Today’s Gospel (Matthew 21:28-32) certainly starts off innocently enough, with Jesus asking the Chief Priests and Elders of the people for their opinion with regard to a hypothetical scenario. There was a man who had two sons, Jesus explains. He approached the first and asked him to go out and work in his vineyard. The son initially refuses to do so but ultimately changes his mind, rolled up his sleeves, and went to work. Upon approaching the second son with the same order, the boy replied ‘Yes, sir’ but, to borrow a popular idiom most often employed by the youngsters in our midst, he blew it off.

Jesus’ question? “Which of the two did his father’s will?” The Chief Priests and Elders replied immediately and in unison “The first.” Whatever smugness or self-righteous thoughts these men may have felt upon passing this exam with flying colors surely dissipated upon hearing Jesus respond to them, “Amen, I say to you, tax collectors and prostitutes are entering the Kingdom of God before you.” He goes on to say that “When John (the Baptist) came to you in the way of righteousness, you did not believe him; but tax collectors and prostitutes did. Yet even when you saw that, you did not later change your minds and believe him.”

Every choice we make has consequences. Every one. These choices do not merely effect the here and now, but eternity and eternal life.
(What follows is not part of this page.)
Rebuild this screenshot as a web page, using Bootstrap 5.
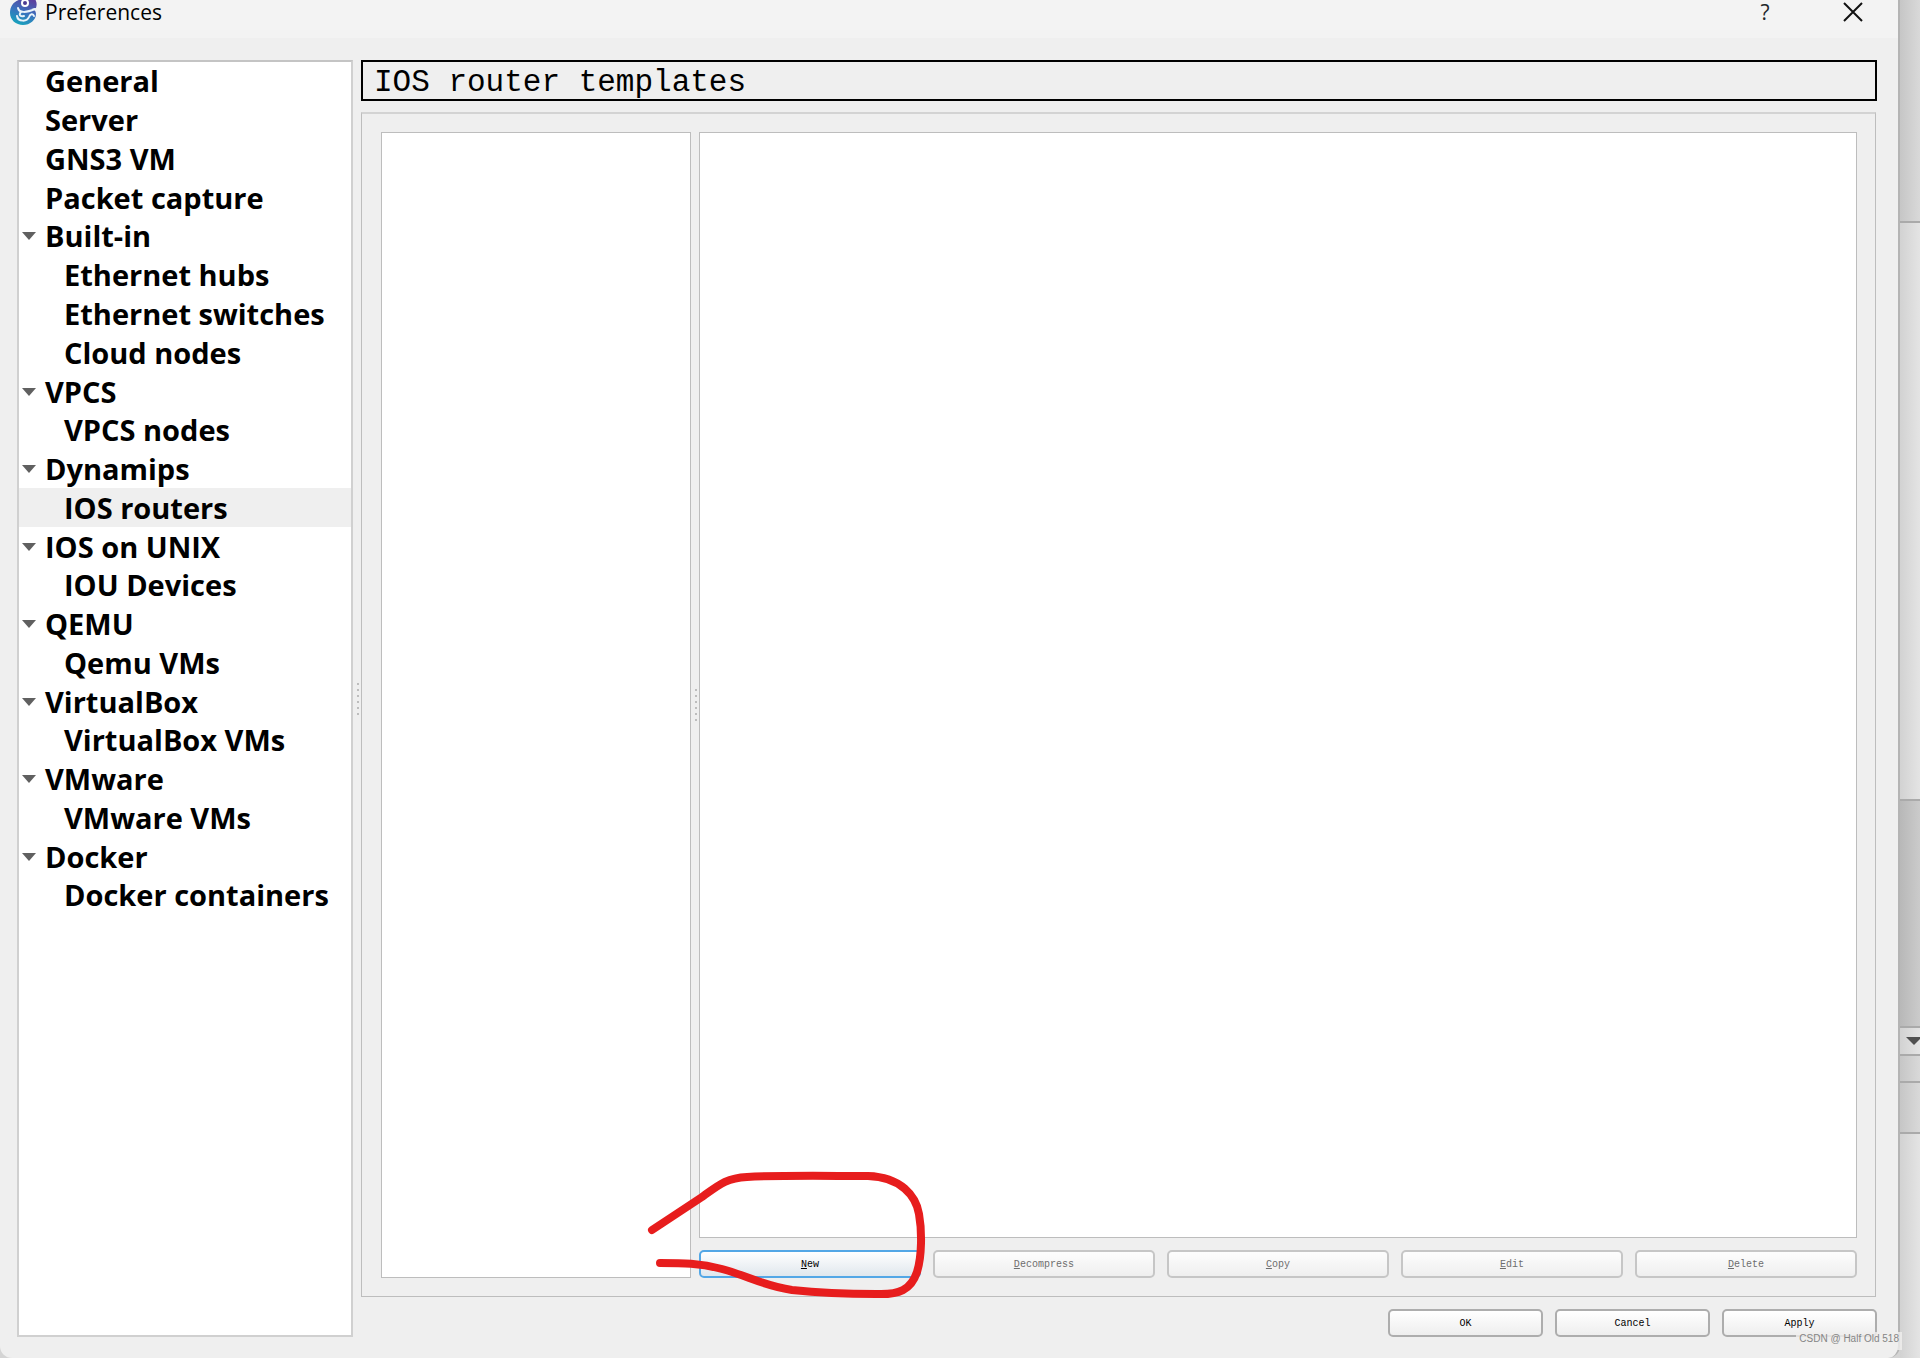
<!DOCTYPE html>
<html lang="en">
<head>
<meta charset="utf-8">
<meta name="viewport" content="width=device-width, initial-scale=1">
<title>Preferences</title>
<link href="https://cdn.jsdelivr.net/npm/bootstrap@5.3.0/dist/css/bootstrap.min.css" rel="stylesheet">
<style>
  body { background: #d4d4d4; color: #000; font-family: "Open Sans", "Noto Sans", sans-serif; }
  .dialog { background: #efefef; border-right: 2px solid #b4b4b4; border-radius: 0 0 12px 12px; min-width: 0; }
  .titlebar { background: #f3f3f3; height: 38px; padding: 0 33px 14px 9px; }
  .titlebar h1 { font-size: 21px; line-height: 24px; }
  .titlebar button { width: 24px; height: 24px; font-size: 21px; line-height: 24px; }
  .content-area { padding: 22px 21px 21px 17px; min-height: 0; }
  .tree { width: 336px; border: 2px solid #d0d0d0; border-top-color: #c4c4c4; }
  .tree-items { height: 853px; }
  .tree a { flex: 1 1 0; color: #000; font-weight: 700; font-size: 29px; line-height: 38px; padding-left: 26px; white-space: nowrap; text-decoration: none; }
  .tree a.child { padding-left: 45px; }
  .tree a.active { background: #efefef; }
  .tree a.parent { padding-left: 3px; }
  .tree a.parent::before { content: ""; border: 7px solid transparent; border-top: 8px solid #606060; border-bottom: 0; margin-right: 9px; }
  .grip { width: 8px; gap: 4px; padding-left: 4px; }
  .grip i { width: 2px; height: 2px; background: #bdbdbd; }
  .pane-title { height: 41px; border: 2px solid #000; padding: 3px 0 0 11px; font: 31px/36px "Liberation Mono", monospace; margin-bottom: 11px; }
  .frame { border: 1px solid #bdbdbd; border-top: 2px solid #d3d3d3; padding: 18px 18px 18px 19px; min-height: 0; margin-right: 1px; }
  .listbox { width: 310px; border: 1px solid #bdbdbd; }
  .view { border: 1px solid #bdbdbd; }
  .btn-row { gap: 12px; }
  .qt-btn { height: 28px; font: 10px/12px "Liberation Mono", monospace; color: #000; padding: 2px 0 0; border: 2px solid #adadad; border-radius: 5px; background: linear-gradient(#fff, #eee); }
  .qt-btn:disabled { color: #6e6e6e; border-color: #c6c6c6; opacity: 1; background: linear-gradient(#fdfdfd, #efefef); }
  .qt-btn.default { border-color: #53a7e6; background: linear-gradient(#fff, #e0e7ed); }
  .slot { flex: 1 1 20%; }
  .slot svg { left: -60px; top: -90px; pointer-events: none; z-index: 2; }
  .dialog-actions { padding-top: 12px; }
  .dialog-actions .qt-btn { width: 155px; }
  .behind { width: 20px; background: linear-gradient(90deg, #c6c6c6, #d9d9d9); }
  .behind div { border-bottom: 2px solid #aaa; }
  .behind .pale { background: linear-gradient(90deg, #d2d2d2, #e4e4e4); }
  .b1 { height: 223px; } .b2 { height: 578px; } .b3 { height: 227px; background: linear-gradient(90deg, #b8b8b8, #cbcbcb); }
  .b4 { height: 28px; padding: 9px 0 0 6px; } .b5 { height: 27px; } .b6 { height: 51px; }
  .b4 svg { display: block; }
  .stamp { right: 18px; bottom: 8px; height: 18px; padding: 0 3px; background: #f0efeecc; color: #858585; font: 10px/14px "Liberation Sans", sans-serif; z-index: 3; }
</style>
</head>
<body class="d-flex vh-100 overflow-hidden position-relative">
<main class="dialog flex-fill d-flex flex-column">
  <header class="titlebar d-flex align-items-center">
    <svg width="28" height="28" viewBox="0 0 28 28" aria-hidden="true">
      <defs><linearGradient id="skin" x1="0.7" y1="0" x2="0.3" y2="1"><stop offset="0" stop-color="#5b419f"/><stop offset=".5" stop-color="#3a72bd"/><stop offset="1" stop-color="#16a5bd"/></linearGradient></defs>
      <path d="M14 1C5 2 1 8 1 15c0 7 6 12 13 12 7 0 13-5 13-11 0-3-2-5-5-5l5-1c1-3 1-6-1-9z" fill="url(#skin)"/>
      <circle cx="16" cy="5" r="4" fill="#fff"/><circle cx="16" cy="5" r="2" fill="#4c3b92"/>
      <path d="M9 10c1 5 8 5 17 1M12 14c-3 3 0 5 3 4M8 18c1 6 10 6 12 1 1-3 4-4 5-1" fill="none" stroke="#e9f3fa" stroke-width="2" stroke-linecap="round"/>
    </svg>
    <h1 class="fw-normal mb-0 ms-2 me-auto">Preferences</h1>
    <button type="button" class="btn p-0 border-0 me-5" aria-label="Help">?</button>
    <button type="button" class="btn p-0 border-0 ms-3 d-flex justify-content-center align-items-center" aria-label="Close">
      <svg width="20" height="20" viewBox="0 0 20 20" stroke="#111" stroke-width="2"><path d="M1 1l18 18M19 1L1 19"/></svg>
    </button>
  </header>

  <div class="content-area d-flex flex-fill">
    <nav class="tree bg-white flex-shrink-0" aria-label="Preference pages">
      <div class="tree-items d-flex flex-column">
        <a href="#" class="d-flex align-items-center">General</a>
        <a href="#" class="d-flex align-items-center">Server</a>
        <a href="#" class="d-flex align-items-center">GNS3 VM</a>
        <a href="#" class="d-flex align-items-center">Packet capture</a>
        <a href="#" class="parent d-flex align-items-center">Built-in</a>
        <a href="#" class="child d-flex align-items-center">Ethernet hubs</a>
        <a href="#" class="child d-flex align-items-center">Ethernet switches</a>
        <a href="#" class="child d-flex align-items-center">Cloud nodes</a>
        <a href="#" class="parent d-flex align-items-center">VPCS</a>
        <a href="#" class="child d-flex align-items-center">VPCS nodes</a>
        <a href="#" class="parent d-flex align-items-center">Dynamips</a>
        <a href="#" class="child active d-flex align-items-center">IOS routers</a>
        <a href="#" class="parent d-flex align-items-center">IOS on UNIX</a>
        <a href="#" class="child d-flex align-items-center">IOU Devices</a>
        <a href="#" class="parent d-flex align-items-center">QEMU</a>
        <a href="#" class="child d-flex align-items-center">Qemu VMs</a>
        <a href="#" class="parent d-flex align-items-center">VirtualBox</a>
        <a href="#" class="child d-flex align-items-center">VirtualBox VMs</a>
        <a href="#" class="parent d-flex align-items-center">VMware</a>
        <a href="#" class="child d-flex align-items-center">VMware VMs</a>
        <a href="#" class="parent d-flex align-items-center">Docker</a>
        <a href="#" class="child d-flex align-items-center">Docker containers</a>
      </div>
    </nav>
    <div class="grip d-flex flex-column justify-content-center flex-shrink-0"><i></i><i></i><i></i><i></i><i></i><i></i></div>

    <section class="flex-fill d-flex flex-column">
      <h2 class="pane-title">IOS router templates</h2>
      <div class="frame d-flex flex-fill">
        <div class="listbox bg-white flex-shrink-0"></div>
        <div class="grip d-flex flex-column justify-content-center flex-shrink-0"><i></i><i></i><i></i><i></i><i></i><i></i></div>
        <div class="flex-fill d-flex flex-column">
          <div class="view bg-white flex-fill"></div>
          <div class="btn-row d-flex pt-2 mt-1">
            <div class="slot position-relative">
              <button type="button" class="btn qt-btn default w-100 d-block"><u>N</u>ew</button>
              <svg class="position-absolute" width="300" height="150" viewBox="639 1161 300 150" fill="none" stroke="#e71d1d" stroke-width="8" stroke-linecap="round" stroke-linejoin="round" aria-hidden="true">
                <path d="M652 1231L702 1198C720 1185 727 1179 747 1178C780 1176 830 1177 868 1177C901 1178 916 1197 919 1215C922 1232 922 1257 917 1273C911 1291 899 1296 876 1295C850 1295 820 1294 792 1291C764 1287 748 1277 722 1270C700 1264 682 1264 660 1264"/>
              </svg>
            </div>
            <button type="button" class="btn qt-btn slot" disabled><u>D</u>ecompress</button>
            <button type="button" class="btn qt-btn slot" disabled><u>C</u>opy</button>
            <button type="button" class="btn qt-btn slot" disabled><u>E</u>dit</button>
            <button type="button" class="btn qt-btn slot" disabled><u>D</u>elete</button>
          </div>
        </div>
      </div>
      <div class="dialog-actions btn-row d-flex justify-content-end">
        <button type="button" class="btn qt-btn">OK</button>
        <button type="button" class="btn qt-btn">Cancel</button>
        <button type="button" class="btn qt-btn">Apply</button>
      </div>
    </section>
  </div>
</main>

<aside class="behind d-flex flex-column flex-shrink-0" aria-hidden="true">
  <div class="b1"></div>
  <div class="b2 pale"></div>
  <div class="b3"></div>
  <div class="b4 pale"><svg width="14" height="9"><path d="M0 0h16L8 8z" fill="#505050"/></svg></div>
  <div class="b5"></div>
  <div class="b6"></div>
  <div class="pale flex-fill border-0"></div>
</aside>
<span class="stamp position-absolute">CSDN @ Half Old 518</span>
<script src="https://cdn.jsdelivr.net/npm/bootstrap@5.3.0/dist/js/bootstrap.bundle.min.js"></script>
</body>
</html>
Heaven and hell. Each one of us will ultimately dwell in one or the other forever. There are but two destinations. These are them.

In some respects, this parable is the fleshing out of the Our Father Prayer, introduced earlier in Matthew’s Gospel (Matthew 6:9-13). This short parable of the “two imperfect sons” ~ for lack of a better title ~ speaks to the devotion with which we pursue the will of the Father, allowing us to truly reflect upon these words that are so pivotal to the Christian life: Thy will be done.

In this parable, we know what was asked of these two sons. We know the respective choices they made. That’s really it. Scripture doesn’t fill in any of the other gaps. But we can all relate to both sons, for in our Christian journey we have all imitated them both at one point or another. Like all of Jesus’ parables, this tale serves to awaken us to acknowledge certain aspects of our own identity. They work by instilling a “growing discomfort” within our souls, to reflect upon the good, the bad and yes, the ugliness in our lives.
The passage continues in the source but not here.